The players’ conditions overlap in some ways, collide in others.
You open the first scenario and discover your characters for the next half-hour. In our case, we became Spencer and Blake, a couple moving in together for the first time. A shared setup card specifies the starting wall colours of your home, along with the items and styles found in each room. On separate cards for each character, each player has a brief bit of dialogue to read aloud, then silently reads their own secret win conditions.
These conditions are where Décorum finds its magic. The players’ conditions overlap in some ways, collide in others. One character may insist on having two red rooms, while the other can’t stand warm colours - red and yellow, as opposed to cool green and blue - upstairs. One character wants retro objects in every room, but the other refuses to have lamps on the left side of the house. Solving the puzzle together without being able to reveal your specific requirements becomes the goal.
Playing is simple. On their turn, each player can add an object, remove an object, swap an object’s style or paint one room a different colour. With three or four players, things are complicated by the introduction of housemate tokens that place the players into the house itself, requiring them to move between rooms and ensure their current room aligns with their demands. The turns alternate until all players have simultaneously fulfilled their objectives. That really is it. Except it really isn’t.
Like Magic Maze, The Crew, The Mind and other games played (almost) without a word, the palpable silence enforced by the rules attempts to hold back the laughter, groans and sharp intakes of breath as the players feel their way around each other’s hidden conditions. A player may find themselves swapping an antique lamp for a modern one, unaware that they’ve unravelled their partner’s attempts to have a different style in every room. Someone might paint a room blue, only to quickly find their work repainted in green to ensure an even spread of colours through the house.
In lesser hands, it could become an exercise in frustration and guessing. Décorum manages to defuse any irritation and find a comedy of errors in its simple premise. Key to its hugely entertaining atmosphere is the ability for each player to respond after their counterpart’s latest decoration, providing a positive, negative or neutral comment - without indicating anything more. Being able to shout “I LOVE that!” when your partner finally stops trying to hang a painting in the kitchen or seethe “Why have you done this?!” as they undo your careful arrangement of antique curios provides a constantly entertaining drip feed of information and a way to embody the delightful roster of demanding oddballs presented by each scenario. To avoid things going in circles for too long, later rounds allow players to reveal one of their hidden conditions in a two-player “heart-to-heart” or group “house meeting”, eking out a little more direction without ever making things too easy.
Décorum manages to defuse any irritation and find a comedy of errors in its simple premise.
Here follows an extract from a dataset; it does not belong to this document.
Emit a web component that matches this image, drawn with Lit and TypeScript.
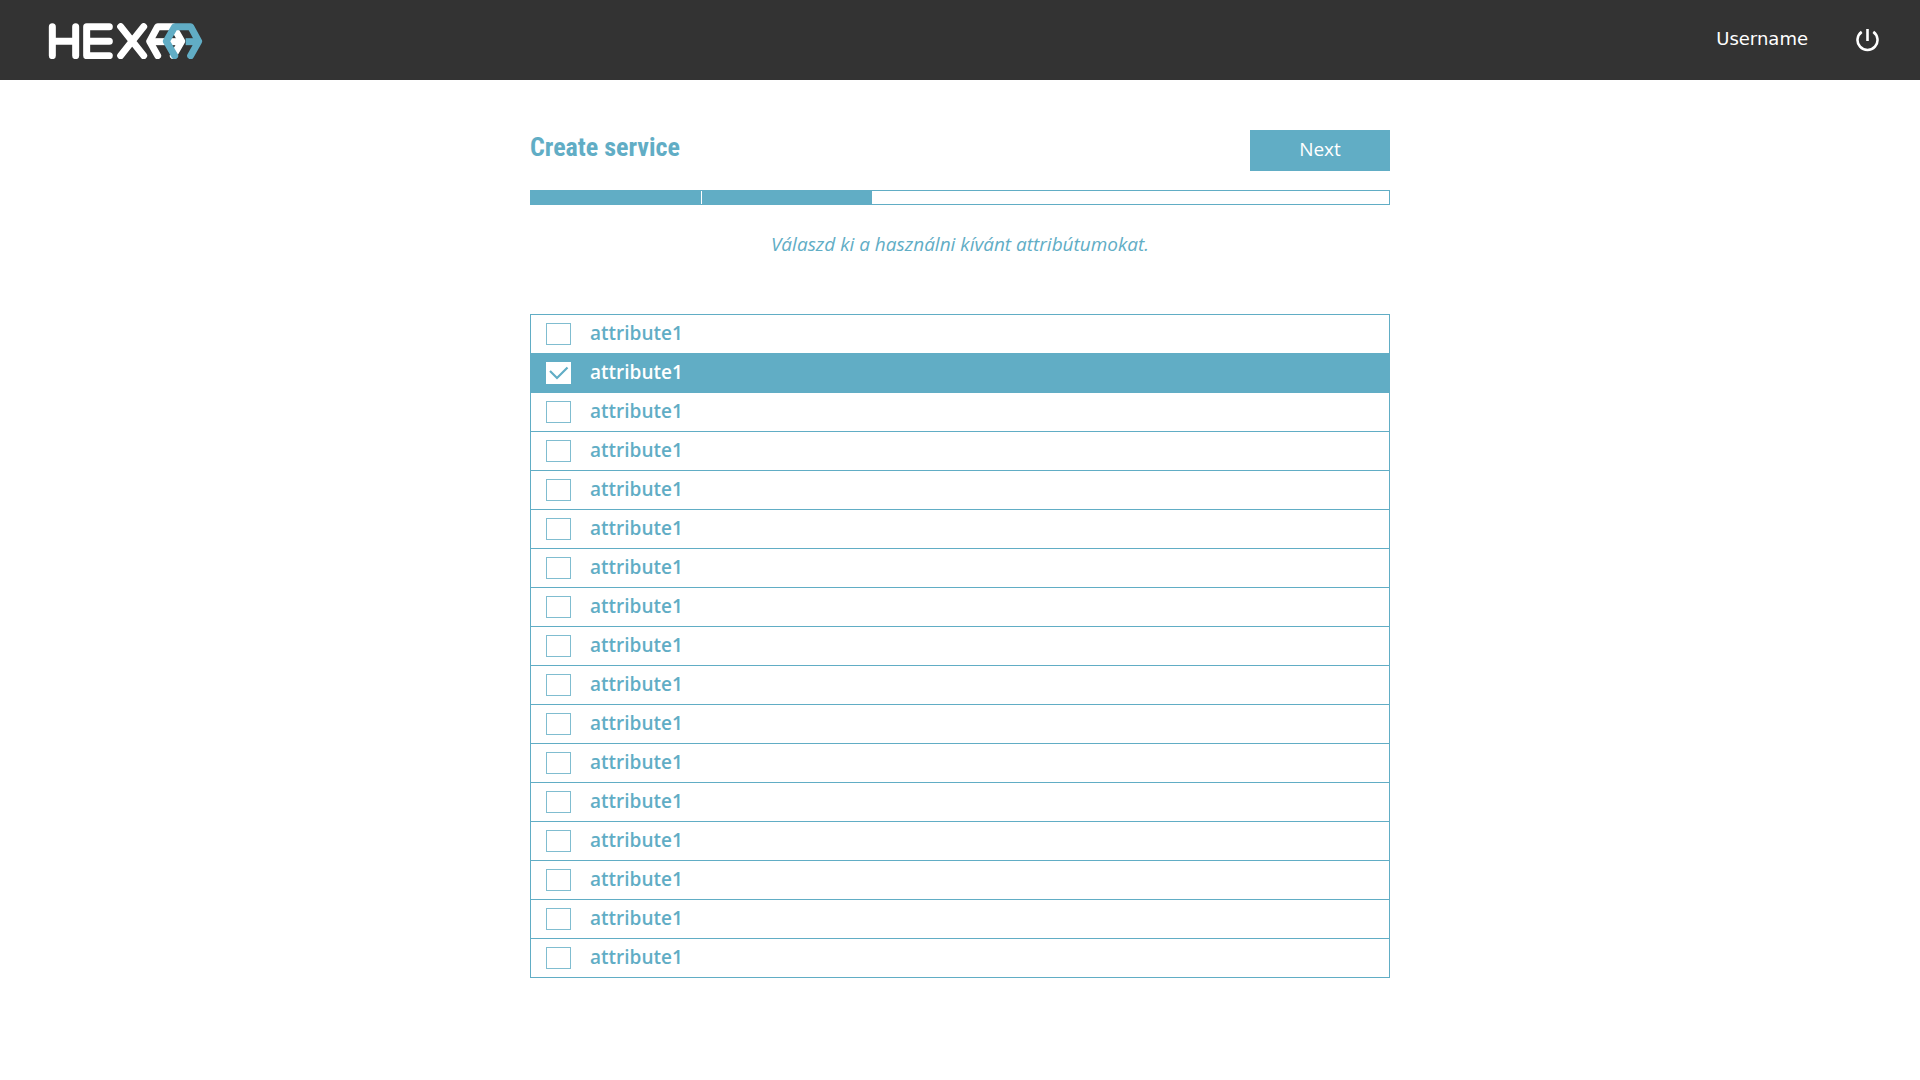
import { LitElement, html, css } from "lit";
import { customElement, state } from "lit/decorators.js";
import { classMap } from "lit/directives/class-map.js";

interface Attribute {
  name: string;
  selected: boolean;
}

@customElement("app-logo")
export class AppLogo extends LitElement {
  static styles = css`
    :host {
      display: block;
    }
    .logo {
      display: block;
      width: 156px;
      height: 36px;
      fill: none;
      stroke-width: 21;
      stroke-linecap: round;
      stroke-linejoin: round;
    }
    .light {
      stroke: #fff;
    }
    .accent {
      stroke: #61adc5;
    }
    .bar {
      stroke-linecap: butt;
    }
  `;

  render() {
    return html`
      <svg class="logo" viewBox="24 39 468 108" role="img" aria-label="HEXAA">
        <g class="light">
          <path d="M37 50V137M107 50V137M37 94H107" />
          <path d="M208 50H140V137H208M140 94H208" />
          <path d="M242 50L311 137M311 50L242 137" />
          <path d="M353 137L329 94L353 50H400L425 94L400 137" />
          <path class="bar" d="M330 95H423" />
        </g>
        <g class="accent">
          <path d="M404 137L379 94L404 50H452L476 94L452 137" />
          <path class="bar" d="M437 95H475" />
        </g>
      </svg>
    `;
  }
}

@customElement("app-header")
export class AppHeader extends LitElement {
  static styles = css`
    :host {
      display: block;
    }
    .bar {
      display: flex;
      align-items: center;
      justify-content: space-between;
      min-height: 80px;
      padding: 0 40px 0 48px;
      box-sizing: border-box;
      background: #333;
      color: #fff;
    }
    .home {
      display: block;
      padding-top: 2px;
    }
    .account {
      display: flex;
      align-items: center;
      gap: 48px;
      font: 18px/24px "DejaVu Sans", sans-serif;
    }
    .user {
      padding-bottom: 2px;
    }
    .power {
      display: block;
      padding: 0;
      border: 0;
      background: none;
      color: inherit;
      cursor: pointer;
    }
    .icon {
      display: block;
      width: 24px;
      height: 24px;
      fill: none;
      stroke: currentColor;
      stroke-width: 2.6;
    }
  `;

  render() {
    return html`
      <header class="bar">
        <a class="home" href="#"><app-logo></app-logo></a>
        <div class="account">
          <span class="user">Username</span>
          <button class="power" type="button" aria-label="Log out">
            <svg class="icon" viewBox="0 0 24 24" aria-hidden="true">
              <path d="M11.5 1V13" />
              <path d="M5.7 3.9A10 10 0 1 0 17.3 3.9" />
            </svg>
          </button>
        </div>
      </header>
    `;
  }
}

@customElement("step-progress")
export class StepProgress extends LitElement {
  static properties = {
    steps: { type: Number },
    done: { type: Number },
  };

  declare steps: number;
  declare done: number;

  static styles = css`
    :host {
      display: block;
    }
    .track {
      display: flex;
      gap: 1px;
      height: 13px;
      padding-right: 4px;
      border: 1px solid #61adc5;
    }
    .step {
      flex: 1;
    }
    .filled {
      background: #61adc5;
    }
  `;

  render() {
    return html`
      <div
        class="track"
        role="progressbar"
        aria-label="Progress"
        aria-valuemin="0"
        aria-valuemax=${this.steps}
        aria-valuenow=${this.done}
      >
        ${Array.from(
          { length: this.steps },
          (_, i) =>
            html`<span class=${classMap({ step: true, filled: i < this.done })}></span>`
        )}
      </div>
    `;
  }
}

@customElement("app-root")
export class AppRoot extends LitElement {
  @state()
  private attributesList: Attribute[] = Array.from({ length: 17 }, (_, i) => ({
    name: "attribute1",
    selected: i === 1,
  }));

  static styles = css`
    :host {
      display: block;
      background: #fff;
      color: #61adc5;
      font-family: "Open Sans", "Noto Sans", sans-serif;
    }
    .content {
      max-width: 860px;
      margin: 0 auto;
      padding: 50px 0 100px;
    }
    .heading {
      display: flex;
      align-items: center;
      justify-content: space-between;
      margin-bottom: 19px;
    }
    .title {
      margin: 0;
      padding-bottom: 8px;
      font: 700 26px/32px "Roboto Condensed", Roboto, sans-serif;
    }
    .next {
      width: 140px;
      height: 41px;
      padding: 0 0 4px;
      border: 0;
      background: #61adc5;
      color: #fff;
      font: 19px/24px "Open Sans", "Noto Sans", sans-serif;
      cursor: pointer;
    }
    .hint {
      margin: 24px 0 55px;
      font-size: 19px;
      line-height: 30px;
      font-style: italic;
      text-align: center;
    }
    .list {
      margin: 0;
      padding: 0;
      border: 1px solid #61adc5;
      list-style: none;
    }
    .item + .item {
      border-top: 1px solid #61adc5;
    }
    .row {
      display: flex;
      align-items: center;
      gap: 19px;
      min-height: 38px;
      padding: 0 15px;
      font-size: 19px;
      line-height: 24px;
      font-weight: 600;
      cursor: pointer;
    }
    .selected {
      background: #61adc5;
      color: #fff;
    }
    .tick {
      display: grid;
    }
    .box,
    .mark {
      grid-area: 1 / 1;
      box-sizing: border-box;
      width: 25px;
      height: 22px;
      margin: 0;
    }
    .box {
      appearance: none;
      border: 1px solid #80bdd0;
      background: #fff;
      cursor: pointer;
    }
    .mark {
      fill: none;
      stroke: #61adc5;
      stroke-width: 2.2;
      visibility: hidden;
      pointer-events: none;
    }
    .box:checked {
      border-color: #fff;
    }
    .box:checked + .mark {
      visibility: visible;
    }
    .name {
      padding-bottom: 2px;
    }
  `;

  private toggle(index: number) {
    this.attributesList = this.attributesList.map((a, i) =>
      i === index ? { ...a, selected: !a.selected } : a
    );
  }

  render() {
    return html`
      <app-header></app-header>
      <main class="content">
        <div class="heading">
          <h1 class="title">Create service</h1>
          <button class="next" type="button">Next</button>
        </div>
        <step-progress .steps=${5} .done=${2}></step-progress>
        <p class="hint" lang="hu">Válaszd ki a használni kívánt attribútumokat.</p>
        <ul class="list">
          ${this.attributesList.map(
            (a, i) => html`
              <li class="item">
                <label class=${classMap({ row: true, selected: a.selected })}>
                  <span class="tick">
                    <input
                      class="box"
                      type="checkbox"
                      .checked=${a.selected}
                      @change=${() => this.toggle(i)}
                    />
                    <svg class="mark" viewBox="0 0 25 22" aria-hidden="true">
                      <path d="M4 9L11 16L21.5 5.5" />
                    </svg>
                  </span>
                  <span class="name">${a.name}</span>
                </label>
              </li>
            `
          )}
        </ul>
      </main>
    `;
  }
}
Décorum’s writing is kept spare but sharp, handing just enough to the players to make the game feel thematic and engaging, elevated far above its simple “decorate a house” foundation. In one scenario, you might be a pregnant secret agent literally trying to save the world through interior design - despite the efforts of her colour-splashing Bob Ross-like artist partner - while another casts you as a decidedly cool roomie and his uncool try-hard housemate who misunderstands what’s hip. It’s all unnecessary background for a game about placing objects in rooms, but it’s a prime example of how Décorum creates something magical from the mundane.
Décorum is a bright splash of paint on a plain wall, taking a simple set of rules, components and premise and turning it into something vivid. After we finished the first scenario, we immediately played the second. Then the third. Then the fourth. We didn’t stop there. Who would’ve thought that decorating could be as all-consuming as bingeing a Netflix series?
While there are many more scenarios left in the box, everything I’ve played of Décorum so far positions it as one of 2022’s best hidden gems to seek out. It’s the social interaction and puzzle-solving of board gaming at its peak, wrapped up in a game about where you place a lamp.